Josh Marshall: "Who could have predicted that an orchestrated campaign anti-Muslim hate speech on the part of many of the country's most prominent politicians and the country's biggest news network could have led to this unfortunate situation in Florida?"

Indeed.

Chicago's election viewed from overseas

The Economist has picked up on Daley's departure:

After Mr Daley privatised the city’s parking meters, drivers filled coin slots with glue and docile aldermen briefly located their spines. Last year Mr Daley struggled to close a budget gap. This summer just 31% of Chicagoans thought he should seek re-election.

So who will succeed Mr Daley? The most promising contender may be Mr Emanuel. Whoever the replacement, he is unlikely to bring the dramatic changes that characterised the Daley era. But a new leader is overdue. “Simply put,” Mr Daley said, “it’s time.”

And the Guardian:

Speculation in Chicago and Washington DC quickly turned to [President Obama's chief of staff Rahm] Emanuel, who has long made public his interest in the job – while the timing could not be better from the White House's point of view. With a crushing defeat in the US midterm elections looming, the need for Obama to reshuffle his senior staff after November was growing.

Emanuel refused to comment on the speculation, saying in a statement: "While Mayor Daley surprised me today with his decision to not run for re-election, I have never been surprised by his leadership, dedication and tireless work on behalf of the city and the people of Chicago."

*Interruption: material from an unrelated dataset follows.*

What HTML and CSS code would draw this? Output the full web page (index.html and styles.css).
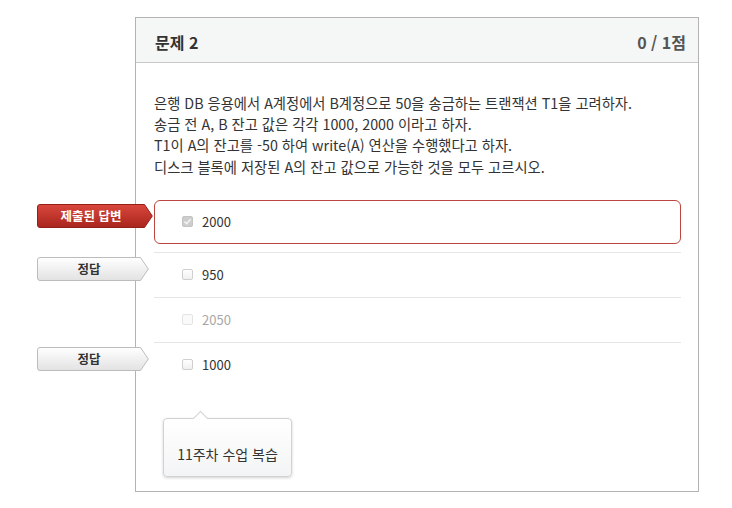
FILE: index.html
```html
<!DOCTYPE html>
<html lang="ko">
<head>
<meta charset="utf-8">
<title>문제 2</title>
<link rel="stylesheet" href="styles.css">
</head>
<body>
<div class="card">
  <div class="card-header">
    <h2 class="title">문제 2</h2>
    <span class="score">0 / 1점</span>
  </div>
  <div class="card-body">
    <p class="question">은행 DB 응용에서 A계정에서 B계정으로 50을 송금하는 트랜잭션 T1을 고려하자.<br>송금 전 A, B 잔고 값은 각각 1000, 2000 이라고 하자.<br>T1이 A의 잔고를 -50 하여 write(A) 연산을 수행했다고 하자.<br>디스크 블록에 저장된 A의 잔고 값으로 가능한 것을 모두 고르시오.</p>
    <ul class="options">
      <li class="row row-first">
        <span class="ribbon ribbon-red">
          <svg class="ribbon-bg" width="116" height="24" viewBox="0 0 116 24">
            <defs><linearGradient id="gr" x1="0" y1="0" x2="0" y2="1"><stop offset="0" stop-color="#d9473d"/><stop offset="1" stop-color="#a9251d"/></linearGradient></defs>
            <path d="M3 0.5 H107.5 L115.3 12 L107.5 23.5 H3 Q0.5 23.5 0.5 21 V3 Q0.5 0.5 3 0.5 Z" fill="url(#gr)" stroke="#952019"/>
          </svg>
          <span class="ribbon-text rt-red">제출된 답변</span>
        </span>
        <div class="opt opt-selected">
          <span class="cb cb-checked"><svg width="11" height="11" viewBox="0 0 11 11"><path d="M2.5 5.6 L4.6 7.7 L8.6 3.2" fill="none" stroke="#f4f4f4" stroke-width="1.6"/></svg></span>
          <span class="opt-text">2000</span>
        </div>
      </li>
      <li class="row">
        <span class="ribbon ribbon-gray">
          <svg class="ribbon-bg" width="112" height="24" viewBox="0 0 112 24">
            <defs><linearGradient id="gg" x1="0" y1="0" x2="0" y2="1"><stop offset="0" stop-color="#ffffff"/><stop offset="1" stop-color="#e2e2e2"/></linearGradient></defs>
            <path d="M3 0.5 H103.5 L111.3 12 L103.5 23.5 H3 Q0.5 23.5 0.5 21 V3 Q0.5 0.5 3 0.5 Z" fill="url(#gg)" stroke="#bcbcbc"/>
          </svg>
          <span class="ribbon-text rt-gray">정답</span>
        </span>
        <div class="opt">
          <span class="cb"></span>
          <span class="opt-text">950</span>
        </div>
      </li>
      <li class="row">
        <div class="opt opt-muted">
          <span class="cb cb-muted"></span>
          <span class="opt-text">2050</span>
        </div>
      </li>
      <li class="row row-last">
        <span class="ribbon ribbon-gray">
          <svg class="ribbon-bg" width="112" height="24" viewBox="0 0 112 24">
            <defs><linearGradient id="gg2" x1="0" y1="0" x2="0" y2="1"><stop offset="0" stop-color="#ffffff"/><stop offset="1" stop-color="#e2e2e2"/></linearGradient></defs>
            <path d="M3 0.5 H103.5 L111.3 12 L103.5 23.5 H3 Q0.5 23.5 0.5 21 V3 Q0.5 0.5 3 0.5 Z" fill="url(#gg2)" stroke="#bcbcbc"/>
          </svg>
          <span class="ribbon-text rt-gray">정답</span>
        </span>
        <div class="opt">
          <span class="cb"></span>
          <span class="opt-text">1000</span>
        </div>
      </li>
    </ul>
    <div class="tip">
      <span class="tip-arrow"></span>
      <span class="tip-text">11주차 수업 복습</span>
    </div>
  </div>
</div>
</body>
</html>
```
FILE: styles.css
```css
* { box-sizing: border-box; }
html, body { margin: 0; padding: 0; background: #fff; }
body {
  font-family: "Noto Sans CJK KR", "Noto Sans", sans-serif;
  color: #333;
}
.card {
  margin: 17px 0 0 135px;
  width: 564px;
  height: 475px;
  border: 1px solid #b3b3b3;
  background: #fff;
}
.card-header {
  height: 45px;
  background: #f5f6f6;
  border-bottom: 1px solid #c8c8c8;
  display: flex;
  align-items: center;
  justify-content: space-between;
  padding: 3px 12px 0 19px;
}
.title {
  margin: 0;
  font-size: 16px;
  font-weight: 700;
  color: #333;
}
.score {
  font-size: 16px;
  font-weight: 700;
  color: #555;
}
.card-body {
  padding: 29px 17px 0 18px;
}
.question {
  margin: 0;
  font-size: 14.3px;
  line-height: 21.2px;
  color: #333;
}
.options {
  list-style: none;
  margin: 23px 0 0 0;
  padding: 0;
}
.row {
  position: relative;
  border-bottom: 1px solid #e6e6e6;
}
.row-first { padding-bottom: 8px; }
.row-last { border-bottom: none; }
.opt {
  height: 44px;
  border: 1px solid transparent;
  border-radius: 6px;
  display: flex;
  align-items: center;
  padding-left: 27px;
  font-size: 13px;
  color: #333;
}
.opt-selected { border-color: #bb463f; }
.opt-muted { color: #a8a8a8; }
.opt-text { margin-left: 9px; }
.cb {
  width: 11px;
  height: 11px;
  border: 1px solid #cfcfcf;
  border-radius: 2px;
  background: linear-gradient(#fff, #f0f0f0);
  display: inline-flex;
}
.cb svg { display: block; margin: -1px; }
.cb-checked {
  background: #cdcdcd;
  border-color: #c4c4c4;
}
.cb-muted { border-color: #e4e4e4; background: #fafafa; }
.ribbon {
  position: absolute;
  top: 4px;
  left: -117px;
  height: 24px;
  display: flex;
  align-items: center;
}
.ribbon-red { width: 116px; }
.ribbon-gray { width: 112px; }
.ribbon-bg { position: absolute; left: 0; top: 0; display: block; }
.ribbon-text {
  position: relative;
  font-size: 12.5px;
  font-weight: 700;
  text-align: center;
}
.rt-red { width: 108px; color: #fff; }
.rt-gray { width: 104px; color: #333; }
.tip {
  position: relative;
  margin: 31px 0 0 9px;
  width: 129px;
  height: 59px;
  border: 1px solid #d2d2d2;
  border-radius: 4px;
  background: linear-gradient(#ffffff, #f3f4f5);
  box-shadow: 0 1px 3px rgba(0,0,0,0.18);
  display: flex;
  align-items: flex-end;
  justify-content: center;
  padding-bottom: 13px;
}
.tip-arrow {
  position: absolute;
  top: -6px;
  left: 31px;
  width: 11px;
  height: 11px;
  background: #fff;
  border-top: 1px solid #d2d2d2;
  border-left: 1px solid #d2d2d2;
  transform: rotate(45deg);
}
.tip-text {
  font-size: 14px;
  line-height: 18px;
  color: #333;
}
```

Note that Emanuel was my Congressman until being named Obama's chief of staff in November 2008, and he maintains a permanent residence in the city.

Another portrait on Morton's wall

Chicago Mayor Richard Daley will not run for re-election next spring:

Daley's public approval rating had dipped recently, with a Tribune poll earlier this summer showing that more than half of Chicago voters said they don't want to see him re-elected.

The poll found only 37 percent of city voters approve of the job Daley is doing as mayor, compared with 47 percent who disapprove. Moreover, a record-low 31 percent said they want to see Daley re-elected, compared with 53 percent who don't want him to win another term.

The mayor's administration has been buffeted by a spate of summer violence, a weak economy and a high-profile failure to land the 2016 Olympics. Dissatisfaction abounds, the survey found, over Daley's handling of the crime problem, his efforts to rein in government corruption and his backing of a controversial long-term parking meter system lease.

This isn't a big surprise, as President Obama's chief of staff Rahm Emanuel has hinted he wants the job—which he would never do without knowing for sure Daley was stepping down.

(Morton's Steakhouse, the best in Chicago, has portraits of the city's mayors going back to Daley's father.)

Vox populi vox ignorati

Paul Krugman noticed this poll from 1938, in which most Americans got completely wrong what the U.S. needed to get out of the depression:

Do you think government spending should be increased to help get business out of its present slump? Gallup Poll, Mar, 1938

37% Yes

63% No

Of course, it was massive government spending from 1942 to 1945 that actually ended the Great Depression.